Yellow light flickered around the corpse, though dimmer than Miura's had been.
Special Jonin maybe? Economy-class ninja loot?
[Yellow corpse, success rate 30%, would you like to loot the body? (3/3 attempts remaining, 9/9 daily)]
Here goes nothing.
Maybe it was the respectful treatment, or maybe the RNG gods finally smiled on him, but he hit the jackpot on the first try.
[SUCCESS! Obtained: Fire Style - Great Fireball Technique Ninjutsu Card!]
Holy shit, actual ninjutsu! And it's the cool, flashy kind too!
B-rank Fire Style—practical, powerful, and most importantly, visually impressive. Nothing said "I'm a real ninja" like breathing fire like a discount dragon.
Let's see what else this poor bastard has to offer.
[SUCCESS! Obtained: Exclusive Forehead Protector of Konoha Special Jonin Nakano Sora!]
A forehead protector?
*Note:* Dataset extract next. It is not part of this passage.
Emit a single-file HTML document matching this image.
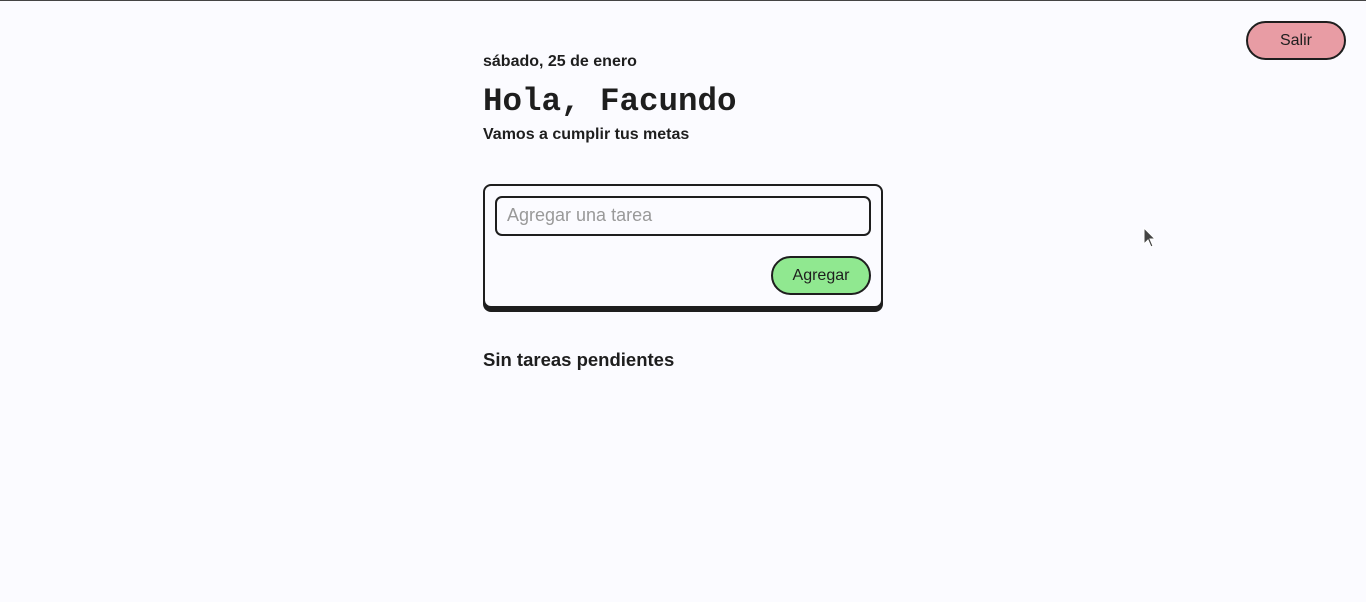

That's... underwhelming.
[FAILED!]
Two out of three wasn't bad, but the forehead protector felt like finding a toy in your cereal when you were hoping for cash.
Although, knowing this world, even the mundane shit probably has hidden features.
He picked up the worn forehead protector, and suddenly his vision blurred. Images flashed before his eyes like someone was force-feeding him a slideshow:
"Oishi Jonin, the Fire Country's defenses aren't that tight, are they?"
"Wait. Now's not the time. Konoha's overall strength can't be underestimated."
"What about us?"
"Someone's here!"
A flash of silver, then the vision shattered like glass.
Well, that's not ominous at all.
"Iwagakure," he muttered, pieces clicking into place.
The Third Great Ninja War.
His blood went cold. The Second War's losers were getting restless, and the Third Tsuchikage Onoki was exactly the kind of ambitious bastard who'd start World War Three over real estate envy.
And here I thought I'd have time to build up my corpse-fondling empire in peace.
War meant more bodies, which meant more loot opportunities. But it also meant higher chances of becoming loot himself. A classic risk-reward scenario, except the stakes were his continued existence.
Time to power-level before the apocalypse starts.
Steeling himself, he picked up the earrings from yesterday's haul. The vision that followed was somehow worse than impending war:
A little girl's voice: "Sister, are we going on another mission?"
The child looked like a porcelain doll, all innocent eyes and worried smiles.
"Well, Chana, you have to study hard."
"Sister, remember, Chana's birthday is in a few days. Sister will be back in time."
"Yeah! There must be a gift!"
"Okay."
The little girl watched her sister leave, her brave smile cracking as soon as she thought no one was looking.
"Sister, you must come back. Chana will be good and wait for you."
The vision ended, leaving Maruyama staring at the earrings—a birthday gift that would never be delivered.
Goddamn it.
This was the reality of the ninja world: little girls waiting for sisters who'd never come home, birthday promises that couldn't be kept, gifts that turned into memorials.
The peaceful village built on a foundation of orphans and unfulfilled promises.
Every ninja who died had people who loved them, people who counted on them coming back. The earrings weren't just jewelry—they were a covenant between sisters, a promise wrapped in silver and hope.
And now they're ninja loot in my inventory. What does that make me?
The weight of responsibility settled on his shoulders like a lead blanket. These weren't just random drops from a video game. They were the last remnants of real people with real stories.
Bones piled up, tears flowing. And I'm the guy sorting through the wreckage.
Finally, partly from duty and partly from morbid curiosity, he examined the underwear. He turned it over, studied the craftsmanship, assessed the... structural engineering.
Just normal underwear. Although, admittedly, the architectural specifications are quite impressive.
What? I'm being thorough. For investigative purposes. Obviously.
He spent perhaps more time on this examination than was strictly necessary, but hey—attention to detail was important in his line of work.
War's coming, people are dying, children are being orphaned, and I'm here appraising undergarments. If that's not a perfect summary of the human condition, I don't know what is.